**What you need to do:** Copy out all lines that hold "page".
..............................
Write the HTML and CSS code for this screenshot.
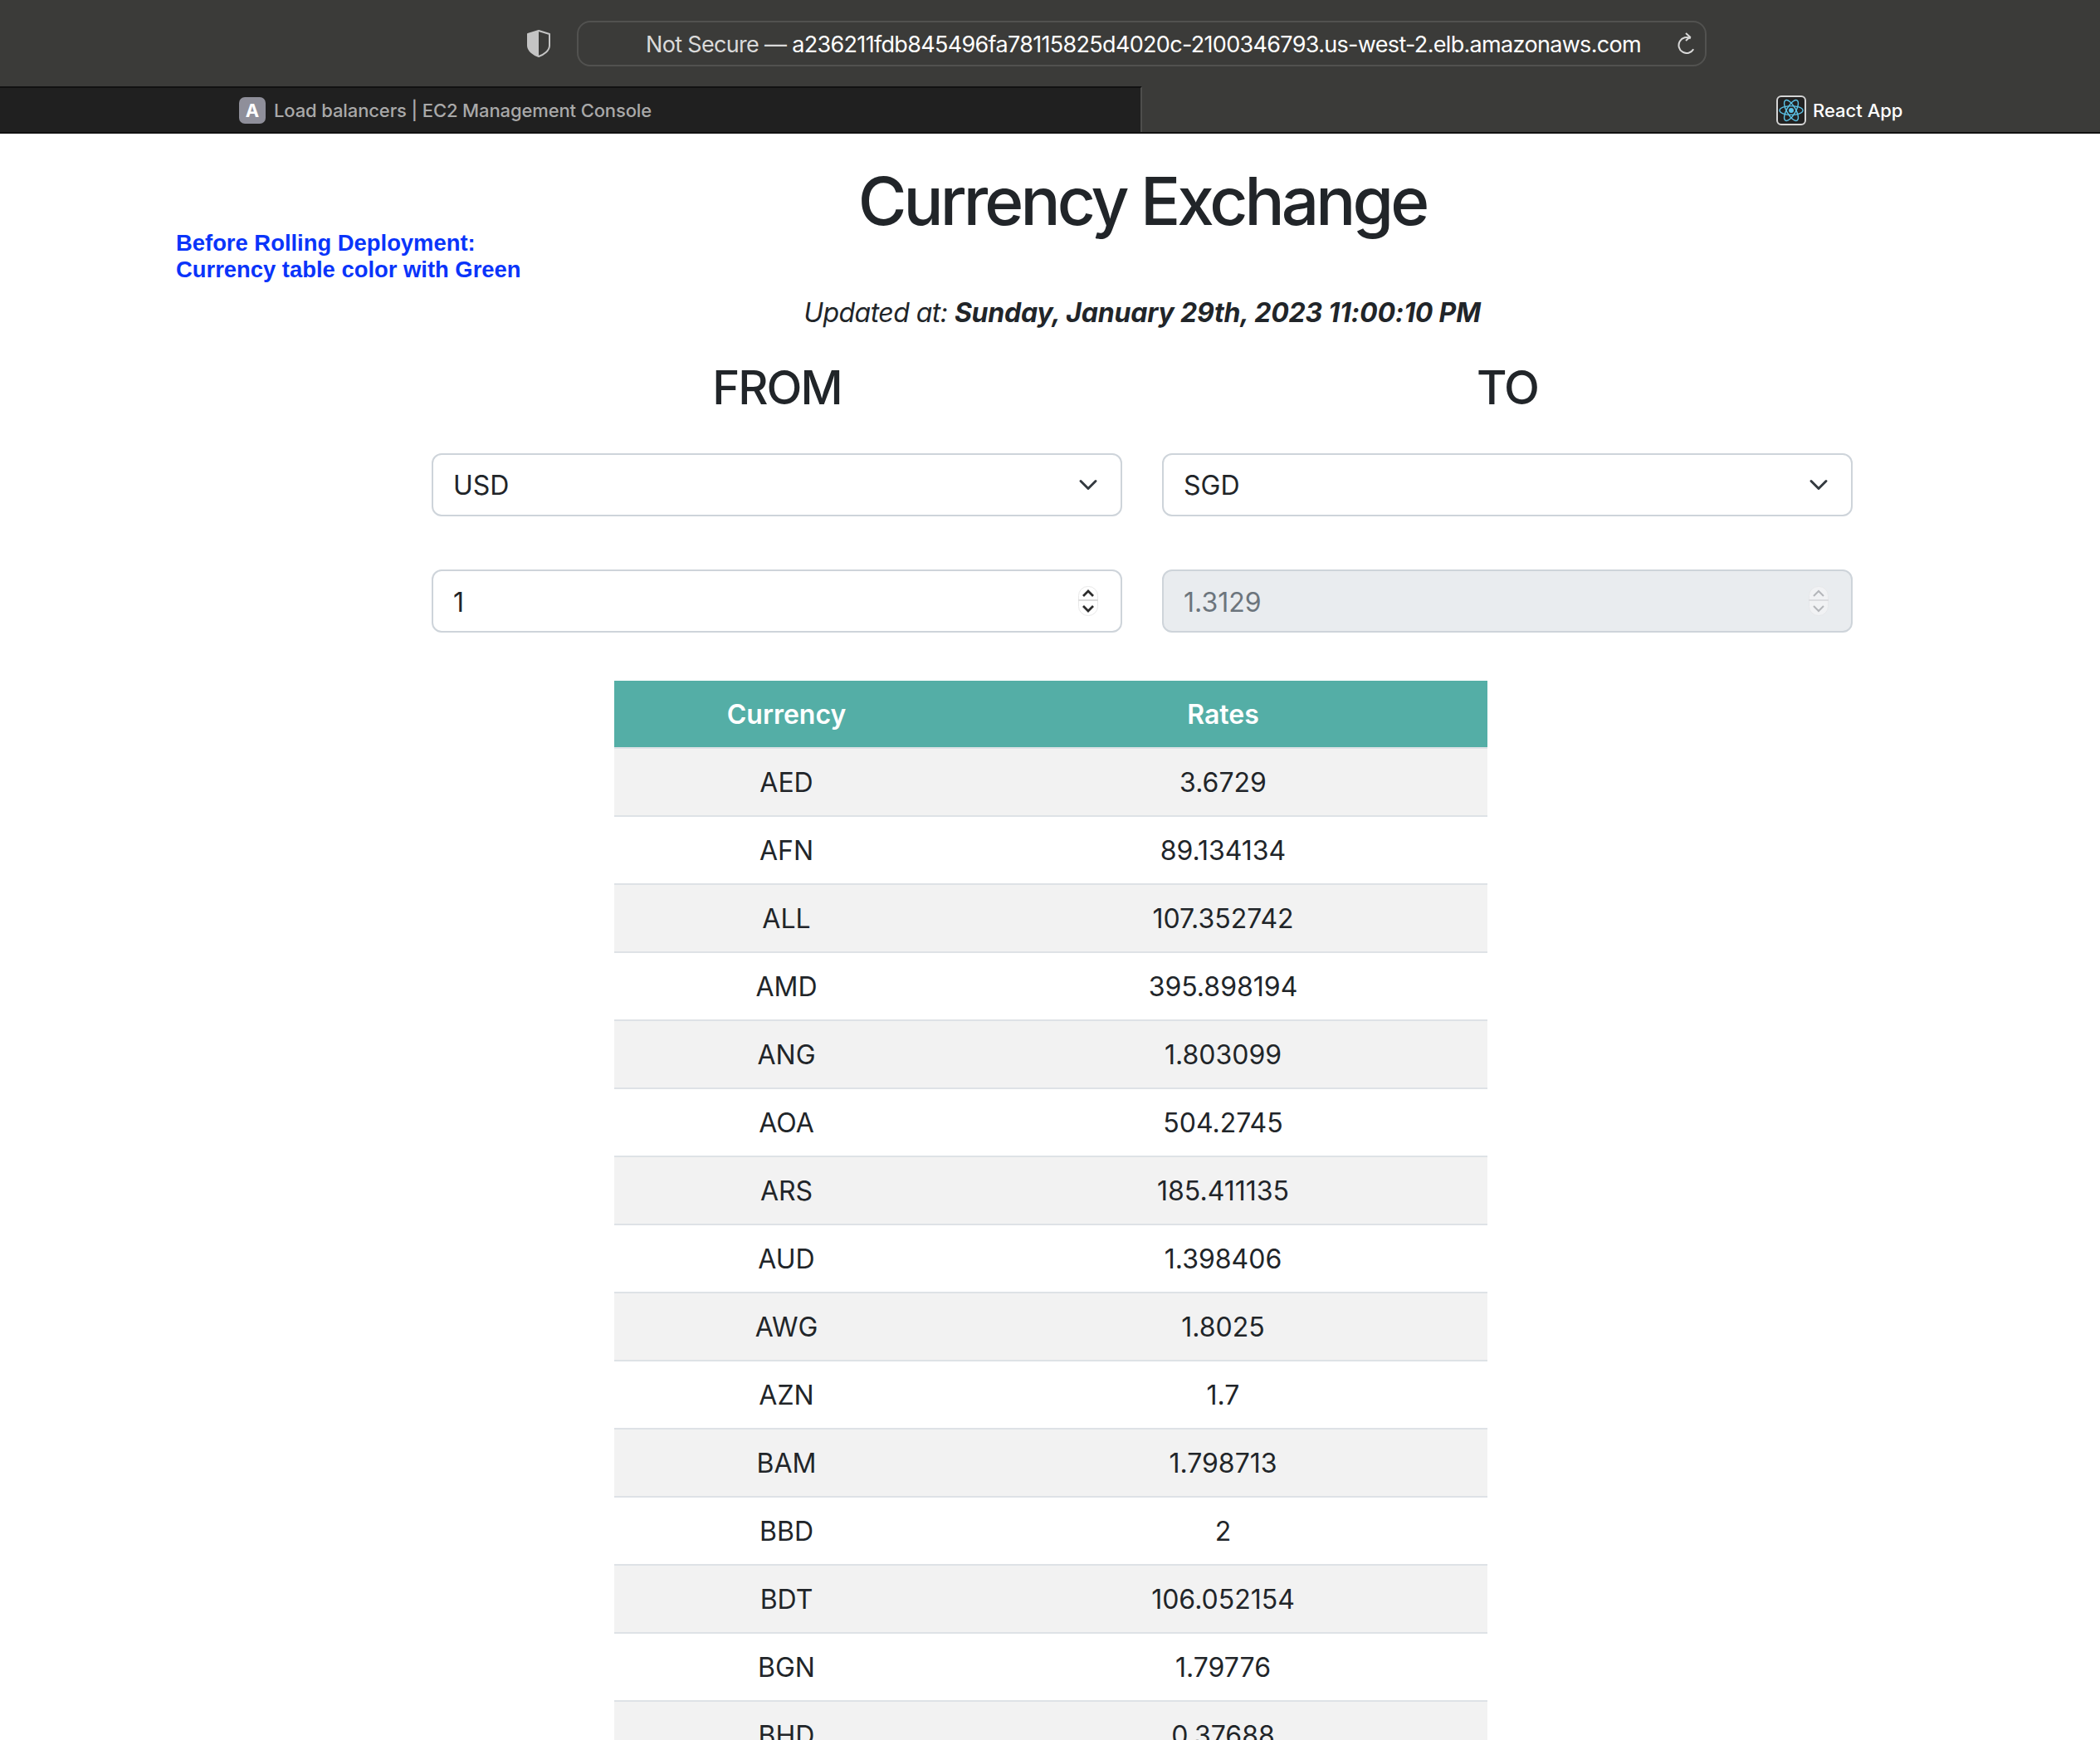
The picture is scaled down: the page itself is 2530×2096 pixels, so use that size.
FILE: index.html
```html
<!DOCTYPE html>
<html lang="en">
<head>
  <meta charset="UTF-8" />
  <title>React App</title>
  <link rel="stylesheet" href="styles.css">
</head>
<body>
  <header class="chrome">
    <div class="toolbar">
      <svg class="shield" width="28" height="33" viewBox="0 0 28 33">
        <path d="M14 1 L27 5 V19 C27 25 20 30 14 32 C8 30 1 25 1 19 V5 Z" fill="none" stroke="#c4c4c4" stroke-width="2" stroke-linejoin="round"/>
        <path d="M14 1 L1 5 V19 C1 25 8 30 14 32 Z" fill="#c4c4c4"/>
      </svg>
      <div class="url-bar">
        <div class="url"><span class="url-note">Not Secure — </span>a236211fdb845496fa78115825d4020c-2100346793.us-west-2.elb.amazonaws.com</div>
        <svg class="reload" width="22" height="26" viewBox="0 0 22 26">
          <path d="M11 6 A9.5 9.5 0 1 0 20.5 15.5" fill="none" stroke="#d8d8d8" stroke-width="2" transform="rotate(30 11 15.5)"/>
          <path d="M10 1 L15 5.5 L10 10" fill="none" stroke="#d8d8d8" stroke-width="2"/>
        </svg>
      </div>
    </div>
    <div class="tabs">
      <div class="tab tab-left">
        <span class="tab-badge">A</span>
        <span>Load balancers | EC2 Management Console</span>
      </div>
      <div class="tab tab-right">
        <svg class="react-icon" width="36" height="36" viewBox="0 0 36 36">
          <rect x="1" y="1" width="34" height="34" rx="5" fill="#222" stroke="#d4d4d4" stroke-width="2"/>
          <g fill="none" stroke="#5cc4e8" stroke-width="1.4">
            <ellipse cx="18" cy="18" rx="14" ry="5.4"/>
            <ellipse cx="18" cy="18" rx="14" ry="5.4" transform="rotate(60 18 18)"/>
            <ellipse cx="18" cy="18" rx="14" ry="5.4" transform="rotate(120 18 18)"/>
          </g>
          <circle cx="18" cy="18" r="3" fill="#5cc4e8"/>
        </svg>
        <span>React App</span>
      </div>
    </div>
  </header>

  <div class="page">
    <div class="note">Before Rolling Deployment:<br>Currency table color with Green</div>

    <main class="main">
      <h1>Currency Exchange</h1>
      <p class="updated">Updated at: <strong>Sunday, January 29th, 2023 11:00:10 PM</strong></p>

      <div class="converter">
        <h2>FROM</h2>
        <h2>TO</h2>

        <div class="field">
          <select>
            <option selected>USD</option>
            <option>SGD</option>
          </select>
          <svg class="chevron" width="24" height="24" viewBox="0 0 16 16"><path d="M2 5l6 6 6-6" fill="none" stroke="#343a40" stroke-width="2" stroke-linecap="round" stroke-linejoin="round"/></svg>
        </div>
        <div class="field">
          <select>
            <option>USD</option>
            <option selected>SGD</option>
          </select>
          <svg class="chevron" width="24" height="24" viewBox="0 0 16 16"><path d="M2 5l6 6 6-6" fill="none" stroke="#343a40" stroke-width="2" stroke-linecap="round" stroke-linejoin="round"/></svg>
        </div>

        <div class="field">
          <input type="text" value="1">
          <svg class="spinner" width="24" height="36" viewBox="0 0 24 36">
            <rect x="0.5" y="0.5" width="23" height="35" rx="11" fill="#fff" stroke="#e8e8e8"/>
            <rect x="0" y="16" width="24" height="2" fill="#dcdcdc"/>
            <path d="M6 12l6-6 6 6M6 24l6 6 6-6" fill="none" stroke="#2c2c2c" stroke-width="2.8"/>
          </svg>
        </div>
        <div class="field field-disabled">
          <input type="text" value="1.3129" disabled>
          <svg class="spinner" width="24" height="36" viewBox="0 0 24 36">
            <rect x="0.5" y="0.5" width="23" height="35" rx="11" fill="#f1f2f4" stroke="#e6e7ea"/>
            <rect x="0" y="16" width="24" height="2" fill="#dcdde0"/>
            <path d="M6 12l6-6 6 6M6 24l6 6 6-6" fill="none" stroke="#b4b6ba" stroke-width="2"/>
          </svg>
        </div>
      </div>

      <table class="rates">
        <thead>
          <tr><th class="col-currency">Currency</th><th>Rates</th></tr>
        </thead>
        <tbody>
          <tr><td>AED</td><td>3.6729</td></tr>
          <tr><td>AFN</td><td>89.134134</td></tr>
          <tr><td>ALL</td><td>107.352742</td></tr>
          <tr><td>AMD</td><td>395.898194</td></tr>
          <tr><td>ANG</td><td>1.803099</td></tr>
          <tr><td>AOA</td><td>504.2745</td></tr>
          <tr><td>ARS</td><td>185.411135</td></tr>
          <tr><td>AUD</td><td>1.398406</td></tr>
          <tr><td>AWG</td><td>1.8025</td></tr>
          <tr><td>AZN</td><td>1.7</td></tr>
          <tr><td>BAM</td><td>1.798713</td></tr>
          <tr><td>BBD</td><td>2</td></tr>
          <tr><td>BDT</td><td>106.052154</td></tr>
          <tr><td>BGN</td><td>1.79776</td></tr>
          <tr><td>BHD</td><td>0.37688</td></tr>
        </tbody>
      </table>
    </main>
  </div>
</body>
</html>
```

FILE: styles.css
```css
* {
  box-sizing: border-box;
  margin: 0;
  padding: 0;
}

html, body {
  height: 100%;
  overflow: hidden;
}

body {
  background: #fff;
  color: #212529;
  font-family: Inter, 'Noto Sans', sans-serif;
  font-size: 32px;
  line-height: 48px;
}

/* browser window */
.chrome {
  background: #3b3b39;
}

.toolbar {
  display: flex;
  align-items: center;
  height: 104px;
  padding: 0 0 0 635px;
}

.shield {
  margin-right: 32px;
}

.url-bar {
  display: flex;
  align-items: center;
  width: 1361px;
  height: 55px;
  padding: 0 11px 0 81px;
  border: 2px solid #525250;
  border-radius: 16px;
}

.url {
  flex: 1;
  padding-top: 3px;
  color: #fff;
  font-size: 27px;
  letter-spacing: -0.68px;
  line-height: 34px;
  white-space: nowrap;
}

.url-note {
  color: #dadada;
}

.tabs {
  display: flex;
  height: 57px;
  border-bottom: 2px solid #111;
  font-size: 22px;
  font-weight: 500;
  line-height: 30px;
}

.tab {
  display: flex;
  align-items: center;
  border-top: 2px solid transparent;
}

.tab-left {
  width: 1376px;
  padding-left: 288px;
  background: #202020;
  border-top-color: #111;
  border-right: 2px solid #4e4e4c;
  color: #a9a9a9;
  letter-spacing: -0.12px;
}

.tab-right {
  flex: 1;
  padding-left: 764px;
  color: #fff;
}

.tab-badge {
  width: 32px;
  height: 32px;
  margin-right: 10px;
  background: #8f8f9a;
  border-radius: 7px;
  color: #fff;
  font-size: 22px;
  font-weight: 700;
  line-height: 32px;
  text-align: center;
}

.react-icon {
  margin-right: 8px;
}

/* page */
.page {
  display: grid;
}

.note, .main {
  grid-area: 1 / 1;
}

.note {
  justify-self: start;
  z-index: 1;
  margin: 116px 0 0 212px;
  color: #0a34fa;
  font-family: 'Liberation Sans', Arial, sans-serif;
  font-size: 27.4px;
  font-weight: 700;
  line-height: 32px;
}

.main {
  margin-left: 222px;
  text-align: center;
}

h1 {
  margin-top: 33px;
  font-size: 80px;
  font-weight: 500;
  letter-spacing: -3.9px;
  line-height: 96px;
}

.updated {
  margin-top: 63px;
  font-style: italic;
  letter-spacing: -0.55px;
}

.updated strong {
  font-weight: 700;
  letter-spacing: -0.2px;
}

.converter {
  display: grid;
  grid-template-columns: 832px 832px;
  column-gap: 48px;
  width: 1712px;
  margin: 32px auto 0;
}

h2 {
  height: 113px;
  font-size: 56px;
  font-weight: 500;
  letter-spacing: -2px;
  line-height: 68px;
}

.field {
  display: flex;
  align-items: center;
  height: 76px;
  margin-bottom: 64px;
  padding-right: 27px;
  background: #fff;
  border: 2px solid #ced4da;
  border-radius: 12px;
}

.field-disabled {
  background: #e9ecef;
}

.field select, .field input {
  flex: 1;
  min-width: 0;
  height: 100%;
  padding: 2px 0 0 24px;
  appearance: none;
  background: transparent;
  border: none;
  outline: none;
  color: #212529;
  font: inherit;
}

.field input:disabled {
  color: #6c757d;
}

/* table */
.rates {
  width: 1052px;
  margin: -6px 0 0 518px;
  border-collapse: collapse;
  table-layout: fixed;
}

.rates th, .rates td {
  padding: 17px 8px 15px;
  border-bottom: 2px solid #dee2e6;
  text-align: center;
}

.rates th {
  background: #54aea6;
  color: #fff;
  font-weight: 600;
}

.col-currency {
  width: 415px;
}

.rates tbody tr:nth-child(odd) {
  background: #f2f2f2;
}
```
..............................
**Task result:**
The picture is scaled down: the page itself is 2530×2096 pixels, so use that size.
  <div class="page">
/* page */
.page {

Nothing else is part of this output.